__Task objective__: Your task is to copy every line of the records below that contains "React".
○ ○ ○ ○
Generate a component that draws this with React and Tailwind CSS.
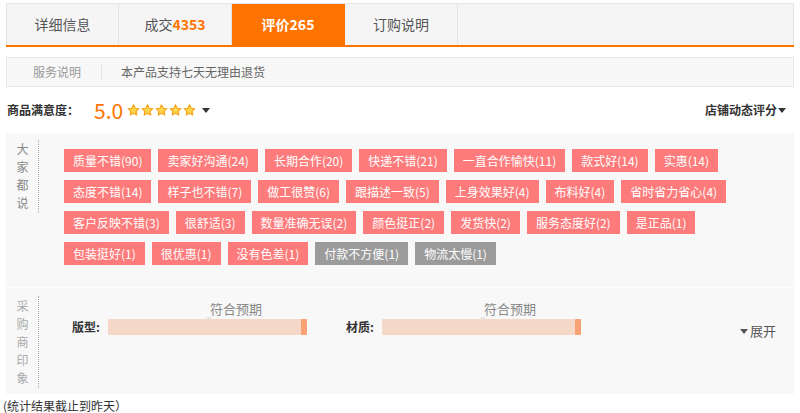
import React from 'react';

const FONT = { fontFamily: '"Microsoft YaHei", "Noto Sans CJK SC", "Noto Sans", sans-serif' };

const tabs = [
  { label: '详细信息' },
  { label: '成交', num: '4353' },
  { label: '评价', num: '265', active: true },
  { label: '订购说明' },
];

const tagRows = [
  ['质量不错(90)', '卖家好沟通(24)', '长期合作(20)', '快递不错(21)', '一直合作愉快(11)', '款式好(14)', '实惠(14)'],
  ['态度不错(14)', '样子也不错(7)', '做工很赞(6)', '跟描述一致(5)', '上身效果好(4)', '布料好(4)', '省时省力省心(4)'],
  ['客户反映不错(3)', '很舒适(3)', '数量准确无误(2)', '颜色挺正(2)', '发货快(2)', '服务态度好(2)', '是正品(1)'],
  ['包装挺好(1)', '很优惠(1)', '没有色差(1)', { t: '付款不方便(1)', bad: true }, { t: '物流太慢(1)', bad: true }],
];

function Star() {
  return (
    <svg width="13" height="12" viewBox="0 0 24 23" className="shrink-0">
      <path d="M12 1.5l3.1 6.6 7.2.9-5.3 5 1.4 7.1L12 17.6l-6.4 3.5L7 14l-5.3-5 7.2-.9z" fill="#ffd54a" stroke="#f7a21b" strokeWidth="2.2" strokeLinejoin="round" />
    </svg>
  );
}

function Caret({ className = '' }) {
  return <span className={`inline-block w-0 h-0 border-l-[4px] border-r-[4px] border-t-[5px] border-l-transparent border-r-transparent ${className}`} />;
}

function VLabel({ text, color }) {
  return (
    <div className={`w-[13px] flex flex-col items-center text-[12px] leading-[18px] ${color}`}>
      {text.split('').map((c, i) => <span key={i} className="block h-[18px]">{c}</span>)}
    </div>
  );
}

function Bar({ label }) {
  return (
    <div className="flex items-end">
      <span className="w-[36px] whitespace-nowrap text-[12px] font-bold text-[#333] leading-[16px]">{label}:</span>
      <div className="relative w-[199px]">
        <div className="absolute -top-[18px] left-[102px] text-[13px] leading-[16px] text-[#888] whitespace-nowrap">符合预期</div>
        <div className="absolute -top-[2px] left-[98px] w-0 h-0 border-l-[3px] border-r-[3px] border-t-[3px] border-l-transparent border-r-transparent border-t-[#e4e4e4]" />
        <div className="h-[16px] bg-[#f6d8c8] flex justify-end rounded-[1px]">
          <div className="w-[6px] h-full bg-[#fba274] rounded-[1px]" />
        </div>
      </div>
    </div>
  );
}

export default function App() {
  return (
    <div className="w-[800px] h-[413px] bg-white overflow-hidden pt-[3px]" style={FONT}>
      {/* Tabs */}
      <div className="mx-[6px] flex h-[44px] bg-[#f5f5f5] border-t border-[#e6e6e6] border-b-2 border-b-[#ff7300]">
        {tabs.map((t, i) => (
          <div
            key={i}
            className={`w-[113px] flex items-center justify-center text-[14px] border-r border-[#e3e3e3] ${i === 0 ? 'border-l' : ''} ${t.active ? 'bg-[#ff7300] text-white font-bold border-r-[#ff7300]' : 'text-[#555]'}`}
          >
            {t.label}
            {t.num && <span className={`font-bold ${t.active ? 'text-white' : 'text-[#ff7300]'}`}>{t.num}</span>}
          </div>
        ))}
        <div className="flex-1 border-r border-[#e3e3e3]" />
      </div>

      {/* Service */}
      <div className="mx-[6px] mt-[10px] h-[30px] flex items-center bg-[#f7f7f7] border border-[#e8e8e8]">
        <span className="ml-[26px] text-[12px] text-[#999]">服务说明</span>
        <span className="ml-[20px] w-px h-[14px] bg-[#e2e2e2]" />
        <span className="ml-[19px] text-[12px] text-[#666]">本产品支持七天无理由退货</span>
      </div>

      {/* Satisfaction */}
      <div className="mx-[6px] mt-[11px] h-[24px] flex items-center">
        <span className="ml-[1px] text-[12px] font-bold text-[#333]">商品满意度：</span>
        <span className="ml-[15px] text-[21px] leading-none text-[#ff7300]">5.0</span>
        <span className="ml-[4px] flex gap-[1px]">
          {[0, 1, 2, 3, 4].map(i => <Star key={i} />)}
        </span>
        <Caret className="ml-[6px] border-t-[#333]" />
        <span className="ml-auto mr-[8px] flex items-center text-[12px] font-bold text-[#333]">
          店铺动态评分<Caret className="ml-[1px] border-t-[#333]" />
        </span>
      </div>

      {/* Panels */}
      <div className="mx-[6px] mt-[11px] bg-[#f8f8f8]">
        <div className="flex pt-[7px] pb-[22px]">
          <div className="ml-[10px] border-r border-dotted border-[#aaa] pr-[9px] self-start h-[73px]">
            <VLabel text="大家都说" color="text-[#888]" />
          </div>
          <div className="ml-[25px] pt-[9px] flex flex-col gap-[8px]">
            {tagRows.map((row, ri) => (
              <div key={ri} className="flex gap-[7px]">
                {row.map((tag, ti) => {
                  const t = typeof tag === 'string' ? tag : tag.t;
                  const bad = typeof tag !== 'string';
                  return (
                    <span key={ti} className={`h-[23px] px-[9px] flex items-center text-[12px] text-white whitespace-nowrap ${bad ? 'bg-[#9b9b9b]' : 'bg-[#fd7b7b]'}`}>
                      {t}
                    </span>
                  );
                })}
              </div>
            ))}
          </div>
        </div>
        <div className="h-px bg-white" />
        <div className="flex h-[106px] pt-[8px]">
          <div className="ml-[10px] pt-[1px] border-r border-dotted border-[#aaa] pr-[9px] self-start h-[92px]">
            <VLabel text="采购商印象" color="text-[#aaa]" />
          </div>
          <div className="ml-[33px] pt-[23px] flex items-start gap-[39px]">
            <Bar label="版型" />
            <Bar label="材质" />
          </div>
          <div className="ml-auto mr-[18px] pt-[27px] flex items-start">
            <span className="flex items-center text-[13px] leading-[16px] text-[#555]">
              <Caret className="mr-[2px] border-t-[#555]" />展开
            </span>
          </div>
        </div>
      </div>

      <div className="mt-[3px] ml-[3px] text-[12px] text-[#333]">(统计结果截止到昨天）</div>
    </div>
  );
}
○ ○ ○ ○
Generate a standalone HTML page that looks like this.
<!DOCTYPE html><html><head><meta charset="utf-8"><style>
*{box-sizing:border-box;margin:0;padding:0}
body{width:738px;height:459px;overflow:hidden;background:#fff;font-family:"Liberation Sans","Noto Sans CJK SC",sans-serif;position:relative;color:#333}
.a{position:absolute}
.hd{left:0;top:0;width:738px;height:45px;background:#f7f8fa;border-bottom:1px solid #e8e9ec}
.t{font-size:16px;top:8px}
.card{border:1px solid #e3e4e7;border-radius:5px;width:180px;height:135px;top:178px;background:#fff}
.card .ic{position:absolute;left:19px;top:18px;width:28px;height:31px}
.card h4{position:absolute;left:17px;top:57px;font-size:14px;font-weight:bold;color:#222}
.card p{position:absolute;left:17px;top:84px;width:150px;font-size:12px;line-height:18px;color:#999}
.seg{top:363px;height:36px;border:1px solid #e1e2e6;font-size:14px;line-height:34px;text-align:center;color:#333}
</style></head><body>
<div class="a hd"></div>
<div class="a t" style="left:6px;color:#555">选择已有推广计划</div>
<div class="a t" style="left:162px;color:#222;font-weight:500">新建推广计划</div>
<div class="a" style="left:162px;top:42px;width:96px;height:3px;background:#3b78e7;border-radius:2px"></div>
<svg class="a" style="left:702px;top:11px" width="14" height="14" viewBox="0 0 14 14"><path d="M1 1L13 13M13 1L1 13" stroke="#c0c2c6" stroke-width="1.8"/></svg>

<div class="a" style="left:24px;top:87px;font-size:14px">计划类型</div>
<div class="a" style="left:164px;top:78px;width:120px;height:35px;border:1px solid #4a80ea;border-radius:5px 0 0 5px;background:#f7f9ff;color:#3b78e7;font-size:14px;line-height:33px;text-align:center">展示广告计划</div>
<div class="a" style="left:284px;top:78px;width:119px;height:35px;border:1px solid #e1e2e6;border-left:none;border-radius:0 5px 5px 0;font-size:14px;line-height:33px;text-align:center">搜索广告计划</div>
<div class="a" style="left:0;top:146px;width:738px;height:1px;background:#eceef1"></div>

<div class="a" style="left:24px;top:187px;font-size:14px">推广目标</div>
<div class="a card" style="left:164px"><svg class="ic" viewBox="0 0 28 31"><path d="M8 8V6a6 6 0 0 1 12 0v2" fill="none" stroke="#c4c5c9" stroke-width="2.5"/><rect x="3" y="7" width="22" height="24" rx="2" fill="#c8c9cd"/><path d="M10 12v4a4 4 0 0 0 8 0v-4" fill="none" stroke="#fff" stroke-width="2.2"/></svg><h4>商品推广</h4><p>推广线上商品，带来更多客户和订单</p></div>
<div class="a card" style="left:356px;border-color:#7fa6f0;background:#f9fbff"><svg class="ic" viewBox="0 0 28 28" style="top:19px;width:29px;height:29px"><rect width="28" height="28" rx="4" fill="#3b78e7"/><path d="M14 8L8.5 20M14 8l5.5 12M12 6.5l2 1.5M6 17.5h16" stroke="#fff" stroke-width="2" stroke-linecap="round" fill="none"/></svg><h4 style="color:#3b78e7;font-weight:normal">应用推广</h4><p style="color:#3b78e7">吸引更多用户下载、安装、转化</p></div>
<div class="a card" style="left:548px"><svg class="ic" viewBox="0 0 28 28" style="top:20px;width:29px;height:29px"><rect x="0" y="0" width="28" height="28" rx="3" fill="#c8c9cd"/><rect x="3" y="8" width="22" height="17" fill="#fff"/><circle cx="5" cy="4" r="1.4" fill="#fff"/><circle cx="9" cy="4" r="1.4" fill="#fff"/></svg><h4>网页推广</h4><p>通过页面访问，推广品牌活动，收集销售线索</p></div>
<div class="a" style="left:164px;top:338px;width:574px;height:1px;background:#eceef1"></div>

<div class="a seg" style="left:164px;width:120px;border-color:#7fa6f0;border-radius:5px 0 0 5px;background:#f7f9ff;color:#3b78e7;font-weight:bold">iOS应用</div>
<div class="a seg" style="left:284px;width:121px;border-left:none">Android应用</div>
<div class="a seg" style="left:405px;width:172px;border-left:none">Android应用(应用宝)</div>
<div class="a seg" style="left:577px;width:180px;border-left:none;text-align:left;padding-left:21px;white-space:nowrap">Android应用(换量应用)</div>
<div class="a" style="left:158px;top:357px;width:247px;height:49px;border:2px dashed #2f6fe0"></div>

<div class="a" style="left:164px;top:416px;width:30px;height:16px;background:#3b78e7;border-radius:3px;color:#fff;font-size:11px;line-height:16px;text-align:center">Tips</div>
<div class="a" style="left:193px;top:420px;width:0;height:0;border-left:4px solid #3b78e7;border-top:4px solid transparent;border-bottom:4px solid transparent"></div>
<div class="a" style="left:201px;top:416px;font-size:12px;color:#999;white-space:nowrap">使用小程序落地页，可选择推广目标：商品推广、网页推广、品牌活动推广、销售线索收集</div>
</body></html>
○ ○ ○ ○
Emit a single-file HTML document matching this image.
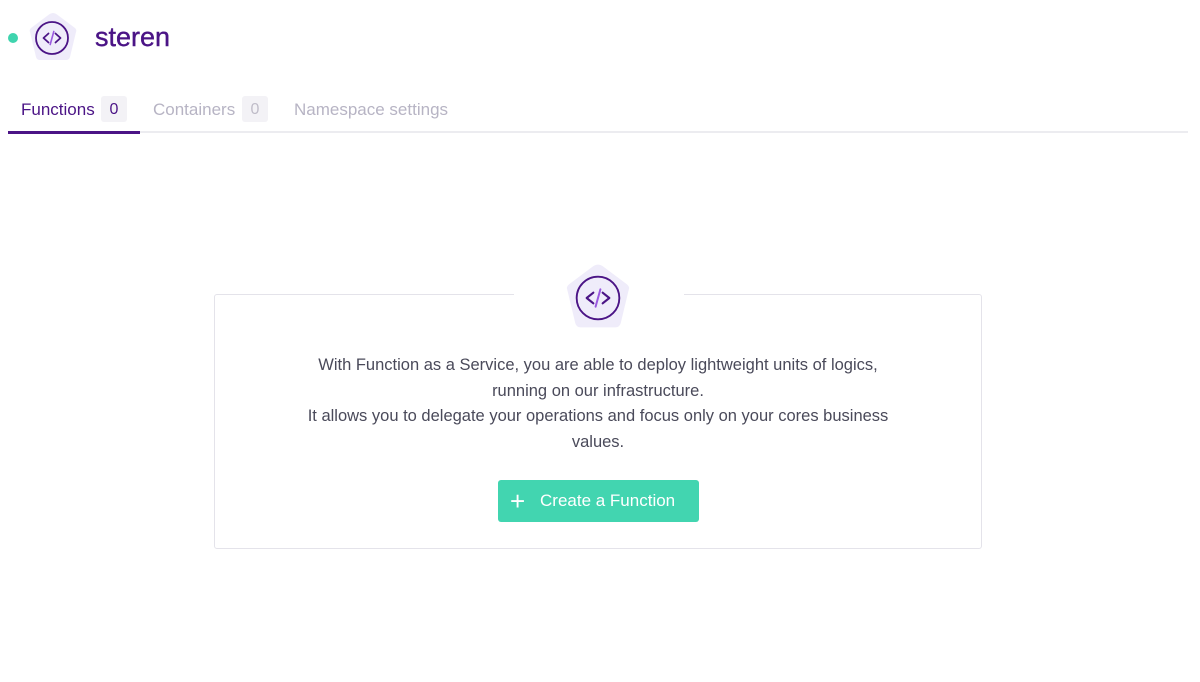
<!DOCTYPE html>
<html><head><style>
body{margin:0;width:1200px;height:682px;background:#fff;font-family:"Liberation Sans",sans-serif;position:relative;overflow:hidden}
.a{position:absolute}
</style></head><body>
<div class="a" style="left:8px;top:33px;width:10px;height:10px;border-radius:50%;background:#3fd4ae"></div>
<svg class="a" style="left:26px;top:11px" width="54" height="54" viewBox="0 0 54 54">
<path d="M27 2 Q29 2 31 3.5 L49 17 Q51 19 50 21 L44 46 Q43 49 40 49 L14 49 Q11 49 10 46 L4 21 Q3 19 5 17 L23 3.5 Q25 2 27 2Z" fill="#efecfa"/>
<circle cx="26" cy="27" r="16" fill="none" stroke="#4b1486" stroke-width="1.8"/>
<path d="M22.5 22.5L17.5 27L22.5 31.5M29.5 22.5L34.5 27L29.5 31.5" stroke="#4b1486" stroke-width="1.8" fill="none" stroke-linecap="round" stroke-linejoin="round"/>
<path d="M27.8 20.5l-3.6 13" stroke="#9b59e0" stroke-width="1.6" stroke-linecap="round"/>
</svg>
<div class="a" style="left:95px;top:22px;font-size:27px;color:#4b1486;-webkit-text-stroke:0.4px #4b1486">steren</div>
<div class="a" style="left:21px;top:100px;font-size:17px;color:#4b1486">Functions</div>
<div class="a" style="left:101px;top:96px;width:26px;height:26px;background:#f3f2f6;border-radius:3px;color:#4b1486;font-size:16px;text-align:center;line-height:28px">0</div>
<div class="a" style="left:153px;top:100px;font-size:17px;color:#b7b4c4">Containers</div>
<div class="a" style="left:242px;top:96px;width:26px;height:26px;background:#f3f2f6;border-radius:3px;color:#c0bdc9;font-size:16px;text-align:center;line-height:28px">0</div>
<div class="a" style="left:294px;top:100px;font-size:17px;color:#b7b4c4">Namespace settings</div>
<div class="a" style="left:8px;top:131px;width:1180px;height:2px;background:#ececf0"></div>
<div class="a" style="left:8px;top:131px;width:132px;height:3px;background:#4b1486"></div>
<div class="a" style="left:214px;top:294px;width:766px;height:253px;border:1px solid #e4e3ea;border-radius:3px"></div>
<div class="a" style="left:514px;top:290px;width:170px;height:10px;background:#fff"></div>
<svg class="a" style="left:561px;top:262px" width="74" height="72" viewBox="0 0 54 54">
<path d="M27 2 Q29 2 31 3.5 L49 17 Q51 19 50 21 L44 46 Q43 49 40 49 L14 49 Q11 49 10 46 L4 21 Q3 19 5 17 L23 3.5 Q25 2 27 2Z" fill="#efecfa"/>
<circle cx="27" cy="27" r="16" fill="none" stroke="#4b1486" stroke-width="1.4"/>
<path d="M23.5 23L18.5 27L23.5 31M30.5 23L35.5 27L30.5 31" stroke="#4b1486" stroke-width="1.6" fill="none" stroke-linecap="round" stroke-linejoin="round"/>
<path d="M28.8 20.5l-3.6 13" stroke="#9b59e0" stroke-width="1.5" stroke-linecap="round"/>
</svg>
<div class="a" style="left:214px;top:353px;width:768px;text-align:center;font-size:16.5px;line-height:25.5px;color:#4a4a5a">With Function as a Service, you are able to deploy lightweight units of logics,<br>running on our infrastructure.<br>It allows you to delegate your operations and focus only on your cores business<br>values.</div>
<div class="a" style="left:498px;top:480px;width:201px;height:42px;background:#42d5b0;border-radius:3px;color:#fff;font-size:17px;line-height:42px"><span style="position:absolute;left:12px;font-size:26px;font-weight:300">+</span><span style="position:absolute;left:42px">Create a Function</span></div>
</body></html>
○ ○ ○ ○
__Answer in full__:
Generate a component that draws this with React and Tailwind CSS.
import React from 'react';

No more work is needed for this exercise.